§ **DATA SEGMENT**:

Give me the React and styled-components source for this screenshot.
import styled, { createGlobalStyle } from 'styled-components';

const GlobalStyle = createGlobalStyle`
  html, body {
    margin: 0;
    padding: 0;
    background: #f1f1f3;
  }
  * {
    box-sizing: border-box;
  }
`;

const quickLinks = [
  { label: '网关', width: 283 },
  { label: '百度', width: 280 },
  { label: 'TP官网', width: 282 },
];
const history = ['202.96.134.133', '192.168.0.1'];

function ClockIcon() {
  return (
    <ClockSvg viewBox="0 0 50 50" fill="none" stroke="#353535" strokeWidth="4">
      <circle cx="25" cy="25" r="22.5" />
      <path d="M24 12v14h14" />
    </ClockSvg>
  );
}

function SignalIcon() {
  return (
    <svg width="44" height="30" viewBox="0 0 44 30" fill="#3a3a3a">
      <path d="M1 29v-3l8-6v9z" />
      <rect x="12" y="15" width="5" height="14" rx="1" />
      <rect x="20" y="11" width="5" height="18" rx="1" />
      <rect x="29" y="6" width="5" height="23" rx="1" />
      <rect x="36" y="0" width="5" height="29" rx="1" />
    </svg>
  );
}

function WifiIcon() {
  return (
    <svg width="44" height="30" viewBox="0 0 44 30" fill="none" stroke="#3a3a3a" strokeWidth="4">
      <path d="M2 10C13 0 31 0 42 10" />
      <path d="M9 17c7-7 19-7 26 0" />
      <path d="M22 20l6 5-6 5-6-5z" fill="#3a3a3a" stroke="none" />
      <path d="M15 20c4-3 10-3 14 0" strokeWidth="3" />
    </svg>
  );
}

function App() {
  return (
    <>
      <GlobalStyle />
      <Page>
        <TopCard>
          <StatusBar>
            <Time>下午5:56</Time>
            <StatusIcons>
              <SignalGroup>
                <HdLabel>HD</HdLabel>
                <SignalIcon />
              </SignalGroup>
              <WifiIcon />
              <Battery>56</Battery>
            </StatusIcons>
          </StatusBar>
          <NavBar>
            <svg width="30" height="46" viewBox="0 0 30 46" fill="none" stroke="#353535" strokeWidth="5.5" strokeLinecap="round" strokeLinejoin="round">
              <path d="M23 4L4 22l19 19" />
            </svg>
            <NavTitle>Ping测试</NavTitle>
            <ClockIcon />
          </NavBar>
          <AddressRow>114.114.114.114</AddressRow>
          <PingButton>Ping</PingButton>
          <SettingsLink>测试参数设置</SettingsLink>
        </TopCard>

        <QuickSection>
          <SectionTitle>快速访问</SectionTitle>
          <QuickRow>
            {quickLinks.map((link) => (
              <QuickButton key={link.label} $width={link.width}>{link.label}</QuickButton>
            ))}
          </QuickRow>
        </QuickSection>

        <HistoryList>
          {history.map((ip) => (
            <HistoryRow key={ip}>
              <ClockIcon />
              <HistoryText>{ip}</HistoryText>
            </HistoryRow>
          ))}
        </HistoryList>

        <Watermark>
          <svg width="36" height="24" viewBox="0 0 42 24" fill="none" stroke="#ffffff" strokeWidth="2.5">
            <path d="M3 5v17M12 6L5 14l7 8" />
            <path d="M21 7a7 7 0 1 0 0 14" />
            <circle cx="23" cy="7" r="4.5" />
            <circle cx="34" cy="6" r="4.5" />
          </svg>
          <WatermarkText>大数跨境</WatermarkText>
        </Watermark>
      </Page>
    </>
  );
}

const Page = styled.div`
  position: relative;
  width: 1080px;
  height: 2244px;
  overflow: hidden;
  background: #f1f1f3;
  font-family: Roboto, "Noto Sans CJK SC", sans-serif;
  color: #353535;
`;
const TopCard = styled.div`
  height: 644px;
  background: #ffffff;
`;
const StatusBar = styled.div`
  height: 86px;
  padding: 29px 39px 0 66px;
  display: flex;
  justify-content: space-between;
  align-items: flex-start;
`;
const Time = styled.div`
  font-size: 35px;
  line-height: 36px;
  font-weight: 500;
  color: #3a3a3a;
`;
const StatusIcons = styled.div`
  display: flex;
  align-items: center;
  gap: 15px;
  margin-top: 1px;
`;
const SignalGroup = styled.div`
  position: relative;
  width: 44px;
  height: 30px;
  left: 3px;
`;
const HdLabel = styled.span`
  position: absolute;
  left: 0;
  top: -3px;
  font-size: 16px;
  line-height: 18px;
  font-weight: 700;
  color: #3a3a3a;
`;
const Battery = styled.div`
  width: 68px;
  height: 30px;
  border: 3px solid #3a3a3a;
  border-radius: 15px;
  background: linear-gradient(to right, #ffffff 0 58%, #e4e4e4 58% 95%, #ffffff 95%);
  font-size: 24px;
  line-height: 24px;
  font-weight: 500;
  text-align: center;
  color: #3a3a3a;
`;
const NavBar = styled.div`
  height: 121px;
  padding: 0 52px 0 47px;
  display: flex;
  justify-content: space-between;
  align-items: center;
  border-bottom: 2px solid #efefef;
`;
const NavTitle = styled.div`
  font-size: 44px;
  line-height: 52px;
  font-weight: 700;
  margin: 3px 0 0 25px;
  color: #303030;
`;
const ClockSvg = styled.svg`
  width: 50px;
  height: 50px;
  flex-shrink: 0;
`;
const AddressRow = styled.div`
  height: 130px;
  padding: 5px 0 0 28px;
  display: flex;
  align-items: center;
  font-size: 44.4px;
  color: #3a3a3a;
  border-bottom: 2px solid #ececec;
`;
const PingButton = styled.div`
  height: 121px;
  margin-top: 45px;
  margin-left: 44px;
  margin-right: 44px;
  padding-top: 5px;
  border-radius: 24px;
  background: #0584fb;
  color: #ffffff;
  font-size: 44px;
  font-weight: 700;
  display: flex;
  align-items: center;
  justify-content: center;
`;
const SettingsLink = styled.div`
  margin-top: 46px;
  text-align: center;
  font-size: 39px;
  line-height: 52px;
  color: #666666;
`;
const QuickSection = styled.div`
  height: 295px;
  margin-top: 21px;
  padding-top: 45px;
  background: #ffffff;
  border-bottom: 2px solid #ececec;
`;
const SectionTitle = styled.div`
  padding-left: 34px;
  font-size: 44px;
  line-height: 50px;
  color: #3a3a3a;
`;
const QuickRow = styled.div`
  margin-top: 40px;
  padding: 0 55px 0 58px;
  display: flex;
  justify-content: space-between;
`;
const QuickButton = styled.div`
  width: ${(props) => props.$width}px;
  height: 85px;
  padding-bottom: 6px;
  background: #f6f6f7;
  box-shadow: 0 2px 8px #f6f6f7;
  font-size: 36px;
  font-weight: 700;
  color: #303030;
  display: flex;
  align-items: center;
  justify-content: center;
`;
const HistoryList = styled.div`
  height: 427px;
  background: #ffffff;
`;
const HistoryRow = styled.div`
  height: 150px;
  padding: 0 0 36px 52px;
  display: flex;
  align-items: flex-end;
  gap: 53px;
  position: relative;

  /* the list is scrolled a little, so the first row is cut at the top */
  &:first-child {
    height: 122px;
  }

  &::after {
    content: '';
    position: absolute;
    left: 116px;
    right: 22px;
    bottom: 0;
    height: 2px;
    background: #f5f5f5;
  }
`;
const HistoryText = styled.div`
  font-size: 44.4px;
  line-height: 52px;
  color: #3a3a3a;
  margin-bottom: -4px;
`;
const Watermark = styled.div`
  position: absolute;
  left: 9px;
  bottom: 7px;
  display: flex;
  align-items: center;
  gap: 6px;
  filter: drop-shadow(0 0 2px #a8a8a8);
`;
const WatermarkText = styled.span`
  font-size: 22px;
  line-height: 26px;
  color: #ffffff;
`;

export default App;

§ **TASK INSTRUCTIONS**: Identify the lines that hold the word "components". Copy every one of them.

§ **FULL OUTPUT**:
Give me the React and styled-components source for this screenshot.
import styled, { createGlobalStyle } from 'styled-components';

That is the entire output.